Village clerk Georgia Welch told the board that Suffolk County is trying to encourage filmmaking on Long Island, but that municipalities like North Haven need to develop a current local law that will provide the industry with guidelines prior to their arrival on how to work in the area.
A draft of the local law, created by village attorney Anthony Tohill, was presented Tuesday evening, but was not a scheduled public hearing, because members of the board want additional information to be included in the document.
Deputy mayor Jeff Sander said that the definition of filming in the proposed law should be amended to also include additional methods of viewing, namely, the Internet. Also, he recommended the law only refer to filming being done for commercial purposes.
“I think it’s a good point,” mayor Laura Nolan said.
The proposed legislation will require filmmakers to obtain a permit from village hall and applicants will have to show proof of liability insurance with policy limits of $1 to $2 million. The fees for filming will be determined by the scope of the project.
Sander recommended that Tohill look at a similar law in East Hampton and make changes if needed.
At next month’s meeting, the proposed legislation will be revisited with the new language included.

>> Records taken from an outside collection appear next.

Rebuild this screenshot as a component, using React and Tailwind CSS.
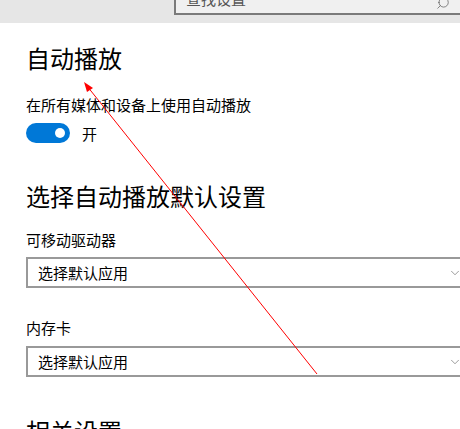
import { ChevronDown, Search } from 'lucide-react';

const font = { fontFamily: '"Noto Sans CJK SC", "Noto Sans", sans-serif' };

function Toggle({ on }) {
  return (
    <div className="flex items-center gap-3">
      <div className={`w-[44px] h-[20px] rounded-full flex items-center px-[5px] ${on ? 'bg-[#0078d7] justify-end' : 'bg-white border-2 border-black'}`}>
        <div className="w-[10px] h-[10px] rounded-full bg-white" />
      </div>
      <span className="text-[15px] text-black leading-none">{on ? '开' : '关'}</span>
    </div>
  );
}

function Dropdown({ value }) {
  return (
    <div className="w-[440px] h-[31px] border-2 border-[#999999] bg-white flex items-center justify-between pl-[10px] pr-[2px] shrink-0">
      <span className="text-[15px] text-black leading-none">{value}</span>
      <ChevronDown size={14} strokeWidth={1} className="text-[#555]" />
    </div>
  );
}

export default function App() {
  return (
    <div className="relative w-[460px] h-[429px] overflow-hidden bg-white" style={font}>
      {/* top bar with search box */}
      <div className="h-[23px] bg-[#e6e6e6] flex items-start">
        <div className="ml-[174px] w-[300px] h-[15px] border-l-2 border-b-2 border-[#7a7a7a] bg-[#f0f0f0] flex items-end justify-between pl-[10px] pr-[10px] overflow-hidden">
          <span className="text-[15px] text-[#555] leading-none mb-[7px]">查找设置</span>
          <Search size={14} strokeWidth={1.2} className="text-[#555] mb-[3px] -scale-x-100" />
        </div>
      </div>

      <div className="flex h-[406px]">
        {/* nav strip */}
        <div className="w-[2px] bg-[#f0f0f0] flex flex-col">
          <div className="h-[192px]" />
          <div className="h-[49px] bg-[#66aef0]" />
        </div>

        {/* content */}
        <div className="flex-1 pl-[26px] flex flex-col">
          <h1 className="text-[24px] font-normal text-black leading-none mt-[23px]">自动播放</h1>
          <p className="text-[15px] text-black leading-none mt-[27px]">在所有媒体和设备上使用自动播放</p>
          <div className="mt-[11px]">
            <Toggle on />
          </div>

          <h2 className="text-[24px] font-normal text-black leading-none mt-[41px]">选择自动播放默认设置</h2>
          <p className="text-[15px] text-black leading-none mt-[24px]">可移动驱动器</p>
          <div className="mt-[10px]">
            <Dropdown value="选择默认应用" />
          </div>
          <p className="text-[15px] text-black leading-none mt-[32px]">内存卡</p>
          <div className="mt-[11px]">
            <Dropdown value="选择默认应用" />
          </div>

          <h2 className="text-[24px] font-normal text-black leading-none mt-[42px]">相关设置</h2>
        </div>
      </div>

      {/* red annotation arrow */}
      <svg className="absolute inset-0 pointer-events-none" width="460" height="429">
        <line x1="317" y1="374" x2="87" y2="86" stroke="#ff0000" strokeWidth="1" />
        <polygon points="84,82 93,88 87,92" fill="#ff0000" />
      </svg>
    </div>
  );
}
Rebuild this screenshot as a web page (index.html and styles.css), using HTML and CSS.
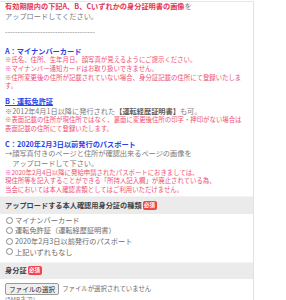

At their last meeting, the board discussed the option of getting a new security system for village hall. Trustee James Morrissey was absent at Tuesday’s meeting, but has met with Scan Security to discuss the options available for the building. After a brief discussion of the system, it was decided that the board is not opting for the larger, more expensive system, but will add a new system that will cost the village, $2,325. Trustee Jim Smyth said that the board can choose this option, which will bring the whole system up to date. The board can add the other, more advanced options at a later date.
The board adopted the resolution.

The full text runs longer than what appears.